Portanto, assumindo a preocupação dos meus venerados Predecessores, considero oportuno oferecer respostas adequadas a fim de que a Igreja inteira, deixando-se regenerar pela força do Espírito Santo, se apresente ao mundo contemporâneo com um impulso missionário capaz de promover uma nova evangelização. Ela refere-se principalmente às Igrejas de antiga fundação, que contudo vivem realidades bastante diferenciadas, às quais correspondem diversificadas necessidades, que esperam diferentes impulsos de evangelização: com efeito, em alguns territórios, apesar do progresso do fenómeno da secularização, a prática cristã ainda manifesta uma boa vitalidade e um profundo arraigamento na alma de populações inteiras; noutras regiões, ao contrário, observa-se um distanciamento mais claro da fé por parte da sociedade no seu conjunto, com um tecido eclesial mais frágil, embora não desprovido de elementos de vivacidade, que o Espírito Santo não deixa de suscitar; além disso nós infelizmente conhecemos regiões que parecem quase completamente descristianizadas, em que a luz da fé é confiada ao testemunho de pequenas comunidades: estas terras, que teriam necessidade de um renovado primeiro anúncio do Evangelho, parecem ser particularmente refractárias a muitos aspectos da mensagem cristã.

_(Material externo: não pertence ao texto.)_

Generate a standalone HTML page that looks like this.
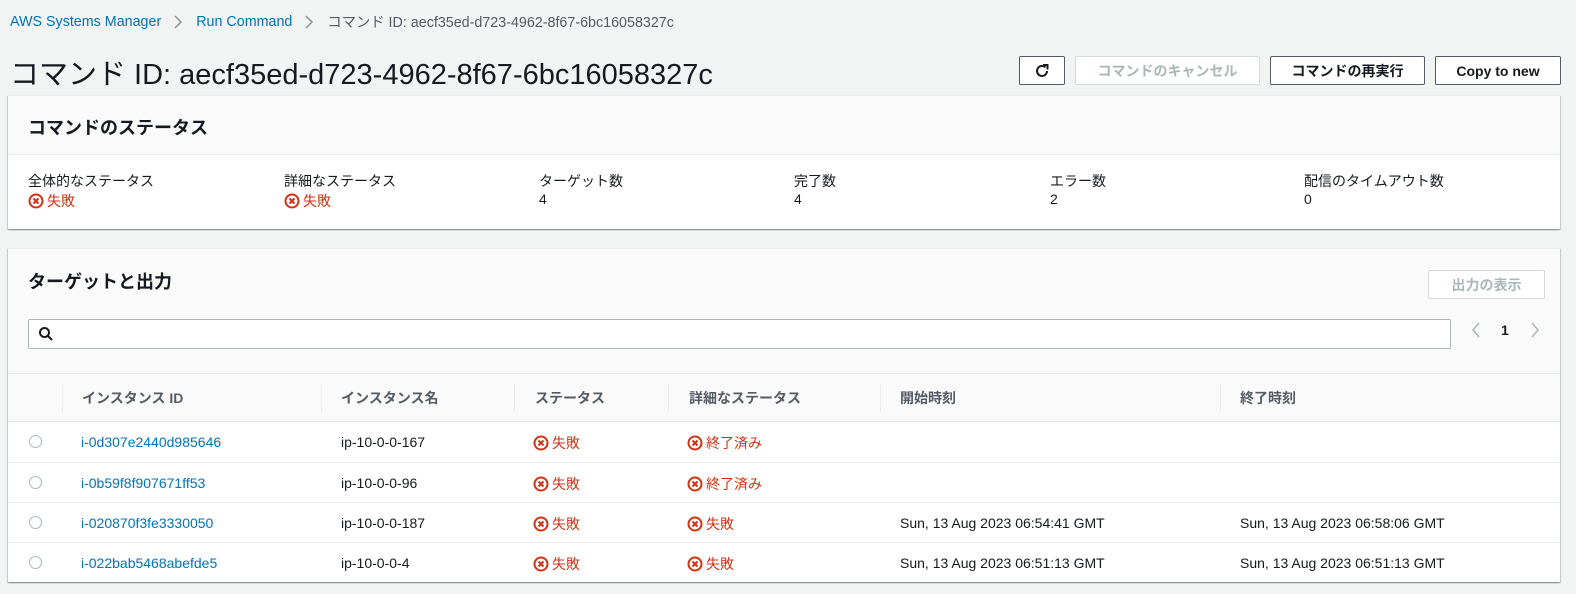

A diversidades das situações exige um discernimento atento; com efeito, falar de «nova evangelização» não significa que é necessário elaborar uma única fórmula igual para todas as circunstâncias. E, todavia, não é difícil compreender que aquilo de que têm necessidade todas as Igrejas que vivem em territórios tradicionalmente cristãos é um renovado impulso missionário, expressão de uma nova e generosa abertura ao dom da graça. Efectivamente, não podemos esquecer que a primeira tarefa consistirá sempre em ser dócil à obra gratuita do Espírito do Ressuscitado, que acompanha quantos são portadores do Evangelho e abre o coração daqueles que se põem à escuta. Para proclamar de modo fecundo a Palavra do Evangelho, exige-se sobretudo que se viva uma profunda experiência de Deus.

Como pude afirmar na minha primeira Encíclica Deus caritas est: «No início do ser cristão, não há uma decisão ética ou uma grande ideia, mas o encontro com um acontecimento, com uma Pessoa que dá à vida um novo horizonte e com isto a orientação decisiva» (n. 1). Analogamente, na raiz de cada evangelização não existe um desígnio humano de expansão, mas sim o desejo de compartilhar o dom inestimável que Deus nos quis conceder, comunicando-nos a sua própria Vida.

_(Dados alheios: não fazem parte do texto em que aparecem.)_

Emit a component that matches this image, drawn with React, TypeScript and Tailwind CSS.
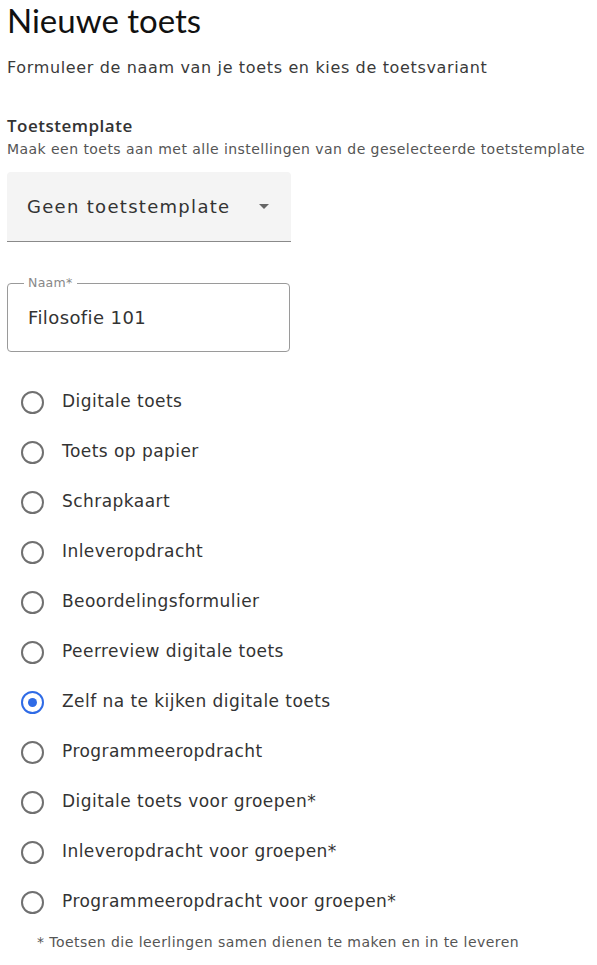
import { useState } from "react";

const options = [
  "Digitale toets",
  "Toets op papier",
  "Schrapkaart",
  "Inleveropdracht",
  "Beoordelingsformulier",
  "Peerreview digitale toets",
  "Zelf na te kijken digitale toets",
  "Programmeeropdracht",
  "Digitale toets voor groepen*",
  "Inleveropdracht voor groepen*",
  "Programmeeropdracht voor groepen*",
];

export default function App() {
  const [selected, setSelected] = useState(6);

  return (
    <div className="min-h-screen bg-white px-[7px] text-[#3a3a3a] font-['DejaVu_Sans',sans-serif]">
      <h1 className="pt-[1px] text-[33px] leading-[38px] text-[#111] font-['Lato',sans-serif]">
        Nieuwe toets
      </h1>
      <p className="mt-[18px] text-[16px] leading-[22px] tracking-[0.65px]">
        Formuleer de naam van je toets en kies de toetsvariant
      </p>

      <div className="mt-[36px]">
        <div className="text-[17px] leading-[22px] font-semibold tracking-[0.5px] text-[#333] font-['Open_Sans',sans-serif]">
          Toetstemplate
        </div>
        <div className="mt-[2px] text-[14px] leading-[20px] tracking-[0.45px] text-[#555]">
          Maak een toets aan met alle instellingen van de geselecteerde toetstemplate
        </div>
      </div>

      {/* select */}
      <div className="mt-[13px] flex h-[70px] w-[284px] items-center justify-between rounded-t-[4px] border-b border-[#8a8a8a] bg-[#f4f4f4] pl-[20px] pr-[22px]">
        <span className="text-[18px] tracking-[1.3px] text-[#333]">Geen toetstemplate</span>
        <span className="h-0 w-0 border-x-[5px] border-t-[5px] border-x-transparent border-t-[#666]" />
      </div>

      {/* naam */}
      <div className="relative mt-[41px] h-[69px] w-[283px] rounded-[4px] border border-[#9a9a9a]">
        <span className="absolute -top-[9px] left-[16px] bg-white px-[4px] text-[12.5px] leading-[16px] tracking-[0.3px] text-[#888]">
          Naam*
        </span>
        <div className="flex h-full items-center pl-[20px] text-[18px] tracking-[0.4px] text-[#333]">
          Filosofie 101
        </div>
      </div>

      {/* radios */}
      <div className="mt-[25px] flex flex-col">
        {options.map((o, i) => (
          <label
            key={o}
            onClick={() => setSelected(i)}
            className="flex h-[50px] cursor-pointer items-center"
          >
            <span className="flex w-[50px] justify-center">
              {i === selected ? (
                <span className="flex h-[23px] w-[23px] items-center justify-center rounded-full border-2 border-[#2f6be6]">
                  <span className="h-[9px] w-[9px] rounded-full bg-[#2f6be6]" />
                </span>
              ) : (
                <span className="h-[23px] w-[23px] rounded-full border-2 border-[#707070]" />
              )}
            </span>
            <span className="ml-[5px] text-[17px] tracking-[0.45px] text-[#333]">{o}</span>
          </label>
        ))}
      </div>

      <p className="mt-[5px] pl-[30px] text-[14px] tracking-[0.45px] text-[#555]">
        * Toetsen die leerlingen samen dienen te maken en in te leveren
      </p>
    </div>
  );
}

Portanto, à luz destas reflexões, depois de ter examinado tudo com atenção e de ter pedido o parecer de peritos, estabeleço e decreto quanto segue:

 

Art. 1

§ 1. É constituído o Pontifício Conselho para a Promoção da Nova Evangelização, como Dicastério da Cúria Romana, em conformidade com a Constituição Apostólica Pastor bonus.

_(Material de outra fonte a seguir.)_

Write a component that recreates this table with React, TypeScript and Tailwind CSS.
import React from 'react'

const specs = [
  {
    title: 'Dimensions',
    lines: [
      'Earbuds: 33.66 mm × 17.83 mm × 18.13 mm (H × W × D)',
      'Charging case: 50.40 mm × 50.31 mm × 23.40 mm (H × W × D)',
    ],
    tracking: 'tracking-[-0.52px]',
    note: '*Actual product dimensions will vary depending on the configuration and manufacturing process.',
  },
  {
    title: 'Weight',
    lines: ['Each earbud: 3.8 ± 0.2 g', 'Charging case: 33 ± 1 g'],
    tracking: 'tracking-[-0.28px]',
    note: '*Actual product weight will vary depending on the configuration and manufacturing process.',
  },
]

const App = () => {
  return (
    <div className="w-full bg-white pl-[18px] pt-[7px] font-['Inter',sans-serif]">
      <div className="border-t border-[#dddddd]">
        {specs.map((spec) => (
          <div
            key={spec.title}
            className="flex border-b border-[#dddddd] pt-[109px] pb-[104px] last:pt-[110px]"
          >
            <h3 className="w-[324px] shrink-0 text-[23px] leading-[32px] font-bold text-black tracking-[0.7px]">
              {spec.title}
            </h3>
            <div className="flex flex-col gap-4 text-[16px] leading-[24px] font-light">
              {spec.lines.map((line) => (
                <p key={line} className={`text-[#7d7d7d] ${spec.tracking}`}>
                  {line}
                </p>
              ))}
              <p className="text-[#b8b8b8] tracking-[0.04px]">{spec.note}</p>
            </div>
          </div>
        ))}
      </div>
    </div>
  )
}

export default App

§ 2. O Conselho procura a finalidade que lhe é própria, quer estimulando a reflexão sobre os temas da nova evangelização, quer identificando e promovendo as formas e os instrumentos aptos para a realizar.

 

Art. 2

A obra do Conselho, que se realiza em colaboração com os demais Dicastérios e Organismos da Cúria Romana, no respeito pelas respectivas competências, está ao serviço das Igrejas particulares, especialmente nos territórios de tradição cristã onde o fenómeno da secularização se manifesta com mais evidência.

 

Art. 3

Entre as tarefas específicas do Conselho salientam-se:

1. aprofundar o significado teológico e pastoral da nova evangelização;

2. promover e favorecer, em estreita colaboração com as Conferências Episcopais interessadas, que poderão dispor de um organismo ad hoc, o estudo, a difusão e a aplicação do Magistério pontifício relativo às temáticas vinculadas à nova evangelização;

3. dar a conhecer e incentivar iniciativas ligadas à nova evangelização já em curso nas várias Igrejas particulares e promover a realização de outras novas, comprometendo também concretamente os recursos presentes nos Institutos de Vida Consagrada e nas Sociedades de Vida Apostólica, assim como nas agregações de fiéis e nas novas comunidades;

4. estudar e favorecer a utilização das formas de comunicação modernas, como instrumentos para a nova evangelização;

5. promover o uso do Catecismo da Igreja católica, como formulação essencial e completa do conteúdo da fé para os homens do nosso tempo.

 

Art. 4

§ 1. O Conselho é presidido por um Arcebispo Presidente, coadjuvado por um Secretário, por um Subsecretário e por um côngruo número de Oficiais, segundo as normas estabelecidas pela Constituição Apostólica Pastor bonus e pelo Regulamento Geral da Cúria Romana.

§ 2. O Conselho dispõe de Membros e Consultores próprios.

Tudo aquilo que foi deliberado com o presente Motu proprio, ordeno que tenha valor pleno e estável, não obstante algo contrário, mesmo digno de menção particular, e estabeleço que seja promulgado mediante a publicação no diário «L'Osservatore Romano» e que entre em vigor no dia da sua promulgação.

Dado em Castel Gandolfo, no dia 21 de Setembro de 2010, Festa de São Mateus, Apóstolo e Evangelista, no sexto ano de Pontificado.